◆ **Task instructions**: Write the material out again in full, word for word. Do not include the pictures.

◆ **Material**:
——

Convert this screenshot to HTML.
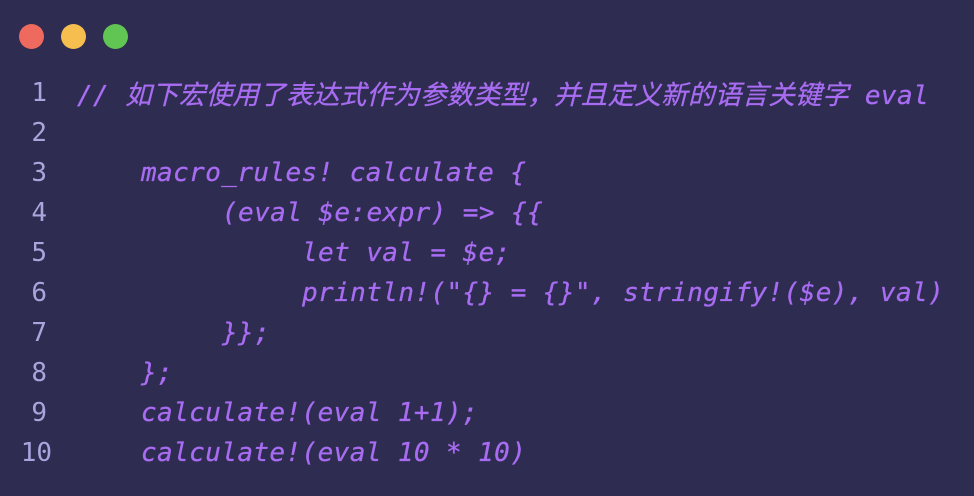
<!DOCTYPE html>
<html><head><meta charset="utf-8"><style>
html,body{margin:0;padding:0}
body{width:974px;height:496px;background:#2e2c50;overflow:hidden;position:relative;font-family:"DejaVu Sans Mono","Liberation Mono","Noto Sans CJK SC",monospace;font-size:26px}
.d{position:absolute;top:24px;width:25px;height:25px;border-radius:50%}
.n{position:absolute;left:0;width:47px;text-align:right;color:#aaa5dc;font-style:normal;line-height:40px}
.c{position:absolute;color:#a86cf2;font-style:italic;white-space:pre;line-height:40px;letter-spacing:0.4px;-webkit-text-stroke:0.3px #a86cf2}
</style></head><body>
<div class="d" style="left:19px;background:#ee6a5f"></div>
<div class="d" style="left:61px;background:#f5be4f"></div>
<div class="d" style="left:103px;background:#61c554"></div>
<div class="n" style="top:73px">1</div>
<div class="n" style="top:113px">2</div>
<div class="n" style="top:153px">3</div>
<div class="n" style="top:193px">4</div>
<div class="n" style="top:233px">5</div>
<div class="n" style="top:273px">6</div>
<div class="n" style="top:313px">7</div>
<div class="n" style="top:353px">8</div>
<div class="n" style="top:393px">9</div>
<div class="n" style="top:433px;width:52px">10</div>
<div class="c" style="top:73px;left:77px">// <span style="font-family:'Noto Sans CJK SC',sans-serif;font-size:26.5px;letter-spacing:0.3px">如下宏使用了表达式作为参数类型，并且定义新的语言关键字</span> eval</div>
<div class="c" style="top:153px;left:141px">macro_rules! calculate {</div>
<div class="c" style="top:193px;left:222px">(eval $e:expr) =&gt; {{</div>
<div class="c" style="top:233px;left:302px">let val = $e;</div>
<div class="c" style="top:273px;left:302px">println!("{} = {}", stringify!($e), val)</div>
<div class="c" style="top:313px;left:222px">}};</div>
<div class="c" style="top:353px;left:141px">};</div>
<div class="c" style="top:393px;left:141px">calculate!(eval 1+1);</div>
<div class="c" style="top:433px;left:141px">calculate!(eval 10 * 10)</div>
</body></html>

——

◆ **Solution below**:
Convert this screenshot to HTML.
<!DOCTYPE html>
<html><head><meta charset="utf-8"><style>
html,body{margin:0;padding:0}
body{width:974px;height:496px;background:#2e2c50;overflow:hidden;position:relative;font-family:"DejaVu Sans Mono","Liberation Mono","Noto Sans CJK SC",monospace;font-size:26px}
.d{position:absolute;top:24px;width:25px;height:25px;border-radius:50%}
.n{position:absolute;left:0;width:47px;text-align:right;color:#aaa5dc;font-style:normal;line-height:40px}
.c{position:absolute;color:#a86cf2;font-style:italic;white-space:pre;line-height:40px;letter-spacing:0.4px;-webkit-text-stroke:0.3px #a86cf2}
</style></head><body>
<div class="d" style="left:19px;background:#ee6a5f"></div>
<div class="d" style="left:61px;background:#f5be4f"></div>
<div class="d" style="left:103px;background:#61c554"></div>
<div class="n" style="top:73px">1</div>
<div class="n" style="top:113px">2</div>
<div class="n" style="top:153px">3</div>
<div class="n" style="top:193px">4</div>
<div class="n" style="top:233px">5</div>
<div class="n" style="top:273px">6</div>
<div class="n" style="top:313px">7</div>
<div class="n" style="top:353px">8</div>
<div class="n" style="top:393px">9</div>
<div class="n" style="top:433px;width:52px">10</div>
<div class="c" style="top:73px;left:77px">// <span style="font-family:'Noto Sans CJK SC',sans-serif;font-size:26.5px;letter-spacing:0.3px">如下宏使用了表达式作为参数类型，并且定义新的语言关键字</span> eval</div>
<div class="c" style="top:153px;left:141px">macro_rules! calculate {</div>
<div class="c" style="top:193px;left:222px">(eval $e:expr) =&gt; {{</div>
<div class="c" style="top:233px;left:302px">let val = $e;</div>
<div class="c" style="top:273px;left:302px">println!("{} = {}", stringify!($e), val)</div>
<div class="c" style="top:313px;left:222px">}};</div>
<div class="c" style="top:353px;left:141px">};</div>
<div class="c" style="top:393px;left:141px">calculate!(eval 1+1);</div>
<div class="c" style="top:433px;left:141px">calculate!(eval 10 * 10)</div>
</body></html>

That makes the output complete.